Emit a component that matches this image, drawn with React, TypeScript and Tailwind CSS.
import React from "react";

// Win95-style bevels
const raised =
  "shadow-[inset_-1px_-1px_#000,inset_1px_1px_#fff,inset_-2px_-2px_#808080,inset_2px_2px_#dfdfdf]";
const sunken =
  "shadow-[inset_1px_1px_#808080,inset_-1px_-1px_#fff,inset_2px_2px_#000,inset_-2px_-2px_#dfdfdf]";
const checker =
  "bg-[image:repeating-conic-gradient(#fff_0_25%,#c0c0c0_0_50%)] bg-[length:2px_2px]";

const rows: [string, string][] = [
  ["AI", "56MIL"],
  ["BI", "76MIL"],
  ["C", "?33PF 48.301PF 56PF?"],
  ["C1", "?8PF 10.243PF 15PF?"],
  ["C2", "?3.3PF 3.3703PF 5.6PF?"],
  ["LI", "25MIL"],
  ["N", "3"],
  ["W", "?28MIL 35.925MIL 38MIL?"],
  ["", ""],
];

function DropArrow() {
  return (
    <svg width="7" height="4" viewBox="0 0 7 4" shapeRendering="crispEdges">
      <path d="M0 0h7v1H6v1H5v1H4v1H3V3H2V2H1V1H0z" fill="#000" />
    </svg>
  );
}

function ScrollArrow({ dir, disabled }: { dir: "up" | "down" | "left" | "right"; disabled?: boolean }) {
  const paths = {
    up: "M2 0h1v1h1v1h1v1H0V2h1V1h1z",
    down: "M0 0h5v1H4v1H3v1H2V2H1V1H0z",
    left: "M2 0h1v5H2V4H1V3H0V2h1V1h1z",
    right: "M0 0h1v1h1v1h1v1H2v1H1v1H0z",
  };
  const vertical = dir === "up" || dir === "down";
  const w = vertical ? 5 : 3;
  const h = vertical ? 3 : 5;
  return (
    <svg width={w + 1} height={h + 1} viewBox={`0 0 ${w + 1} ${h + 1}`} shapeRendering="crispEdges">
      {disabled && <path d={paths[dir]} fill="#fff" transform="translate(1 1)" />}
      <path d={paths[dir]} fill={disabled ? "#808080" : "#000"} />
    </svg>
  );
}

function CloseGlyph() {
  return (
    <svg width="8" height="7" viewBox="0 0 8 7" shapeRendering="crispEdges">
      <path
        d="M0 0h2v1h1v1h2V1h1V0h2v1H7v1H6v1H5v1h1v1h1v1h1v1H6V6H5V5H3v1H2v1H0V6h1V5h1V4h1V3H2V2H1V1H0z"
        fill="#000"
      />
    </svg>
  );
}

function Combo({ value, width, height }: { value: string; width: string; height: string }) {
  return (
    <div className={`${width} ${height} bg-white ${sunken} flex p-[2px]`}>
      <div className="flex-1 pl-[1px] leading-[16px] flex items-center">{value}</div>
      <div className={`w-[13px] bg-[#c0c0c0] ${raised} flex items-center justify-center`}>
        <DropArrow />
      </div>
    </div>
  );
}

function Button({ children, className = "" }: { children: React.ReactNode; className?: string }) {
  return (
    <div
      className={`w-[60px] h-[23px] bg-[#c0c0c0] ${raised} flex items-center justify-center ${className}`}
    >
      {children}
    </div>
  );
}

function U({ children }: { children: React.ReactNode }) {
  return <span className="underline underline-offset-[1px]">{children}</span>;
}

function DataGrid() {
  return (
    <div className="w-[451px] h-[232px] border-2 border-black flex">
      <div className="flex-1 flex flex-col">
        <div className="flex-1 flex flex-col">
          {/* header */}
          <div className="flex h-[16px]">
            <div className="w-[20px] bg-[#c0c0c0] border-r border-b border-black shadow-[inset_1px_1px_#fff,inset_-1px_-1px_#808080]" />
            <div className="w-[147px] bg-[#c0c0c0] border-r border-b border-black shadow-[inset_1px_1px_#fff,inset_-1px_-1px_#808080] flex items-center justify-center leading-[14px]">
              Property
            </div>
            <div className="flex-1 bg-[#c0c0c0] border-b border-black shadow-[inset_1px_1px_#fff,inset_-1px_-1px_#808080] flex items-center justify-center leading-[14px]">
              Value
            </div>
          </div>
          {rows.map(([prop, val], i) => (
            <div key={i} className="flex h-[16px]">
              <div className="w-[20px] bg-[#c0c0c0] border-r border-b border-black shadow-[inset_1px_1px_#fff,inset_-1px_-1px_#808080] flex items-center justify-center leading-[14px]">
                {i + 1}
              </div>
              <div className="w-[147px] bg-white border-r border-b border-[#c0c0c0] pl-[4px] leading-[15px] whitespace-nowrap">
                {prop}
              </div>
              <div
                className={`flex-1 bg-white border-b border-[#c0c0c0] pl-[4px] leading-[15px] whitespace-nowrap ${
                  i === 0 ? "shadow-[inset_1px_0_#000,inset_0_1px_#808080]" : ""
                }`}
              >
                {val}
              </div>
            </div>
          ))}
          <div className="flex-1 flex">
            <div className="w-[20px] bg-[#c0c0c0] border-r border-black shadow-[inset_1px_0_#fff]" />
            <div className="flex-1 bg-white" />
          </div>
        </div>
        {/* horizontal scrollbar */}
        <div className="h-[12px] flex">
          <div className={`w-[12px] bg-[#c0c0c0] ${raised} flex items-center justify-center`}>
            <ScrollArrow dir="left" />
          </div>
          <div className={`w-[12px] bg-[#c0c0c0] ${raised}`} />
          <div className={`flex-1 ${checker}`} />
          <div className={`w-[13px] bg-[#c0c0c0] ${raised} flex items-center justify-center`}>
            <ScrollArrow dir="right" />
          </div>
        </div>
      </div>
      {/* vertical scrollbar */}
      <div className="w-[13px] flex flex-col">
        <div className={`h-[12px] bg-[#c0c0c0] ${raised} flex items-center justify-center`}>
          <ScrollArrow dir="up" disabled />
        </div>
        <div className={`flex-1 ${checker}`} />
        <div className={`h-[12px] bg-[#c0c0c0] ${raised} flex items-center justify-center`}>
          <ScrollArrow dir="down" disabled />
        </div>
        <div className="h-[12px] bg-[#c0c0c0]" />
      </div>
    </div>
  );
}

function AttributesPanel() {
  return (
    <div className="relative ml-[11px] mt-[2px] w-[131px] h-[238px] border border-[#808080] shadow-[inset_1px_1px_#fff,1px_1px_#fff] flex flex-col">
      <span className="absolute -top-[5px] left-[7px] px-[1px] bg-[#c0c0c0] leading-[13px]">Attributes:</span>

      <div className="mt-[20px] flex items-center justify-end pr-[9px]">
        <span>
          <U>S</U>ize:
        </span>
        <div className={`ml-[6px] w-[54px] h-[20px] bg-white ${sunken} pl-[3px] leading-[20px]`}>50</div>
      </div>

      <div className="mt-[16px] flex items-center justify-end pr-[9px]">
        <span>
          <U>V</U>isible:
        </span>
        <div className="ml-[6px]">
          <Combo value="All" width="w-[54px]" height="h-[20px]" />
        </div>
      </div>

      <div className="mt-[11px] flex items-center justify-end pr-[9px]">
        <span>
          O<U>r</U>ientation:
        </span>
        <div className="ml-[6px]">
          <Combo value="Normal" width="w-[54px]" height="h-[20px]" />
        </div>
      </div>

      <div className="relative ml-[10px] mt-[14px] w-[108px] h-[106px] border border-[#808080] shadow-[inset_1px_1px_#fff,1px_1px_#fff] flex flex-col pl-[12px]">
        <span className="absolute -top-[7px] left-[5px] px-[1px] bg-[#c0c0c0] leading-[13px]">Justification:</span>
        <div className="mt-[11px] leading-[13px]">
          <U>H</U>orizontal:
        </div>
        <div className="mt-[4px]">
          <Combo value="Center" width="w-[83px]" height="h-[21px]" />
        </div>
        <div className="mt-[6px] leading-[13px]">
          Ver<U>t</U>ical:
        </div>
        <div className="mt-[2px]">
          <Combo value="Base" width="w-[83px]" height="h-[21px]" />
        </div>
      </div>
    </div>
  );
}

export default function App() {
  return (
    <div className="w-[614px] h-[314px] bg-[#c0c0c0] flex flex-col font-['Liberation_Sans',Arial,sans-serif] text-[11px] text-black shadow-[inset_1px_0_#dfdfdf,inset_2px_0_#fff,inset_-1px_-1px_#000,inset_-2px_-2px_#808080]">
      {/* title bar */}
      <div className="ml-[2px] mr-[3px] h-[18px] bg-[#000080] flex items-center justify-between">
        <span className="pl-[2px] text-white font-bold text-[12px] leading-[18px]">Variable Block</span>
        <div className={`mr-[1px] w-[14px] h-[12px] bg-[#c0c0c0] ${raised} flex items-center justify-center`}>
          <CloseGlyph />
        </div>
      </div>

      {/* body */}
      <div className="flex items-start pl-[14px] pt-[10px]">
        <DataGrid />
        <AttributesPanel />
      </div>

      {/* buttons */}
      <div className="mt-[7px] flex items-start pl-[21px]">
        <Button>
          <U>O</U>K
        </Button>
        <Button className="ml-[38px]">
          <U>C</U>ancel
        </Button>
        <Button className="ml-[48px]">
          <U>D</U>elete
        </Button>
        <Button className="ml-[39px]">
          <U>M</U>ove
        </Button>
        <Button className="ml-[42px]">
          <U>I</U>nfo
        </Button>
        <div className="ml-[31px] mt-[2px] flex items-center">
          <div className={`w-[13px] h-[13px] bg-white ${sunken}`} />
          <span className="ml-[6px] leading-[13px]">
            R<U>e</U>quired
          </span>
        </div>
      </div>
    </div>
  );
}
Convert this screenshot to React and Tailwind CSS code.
□ □ □ □ □ □ □
_Task requirements:_ Return only the lines from the beginning of the material up to and including the line with "import React from", exactly as written.

_Response to this task:_
Emit a component that matches this image, drawn with React, TypeScript and Tailwind CSS.
import React from "react";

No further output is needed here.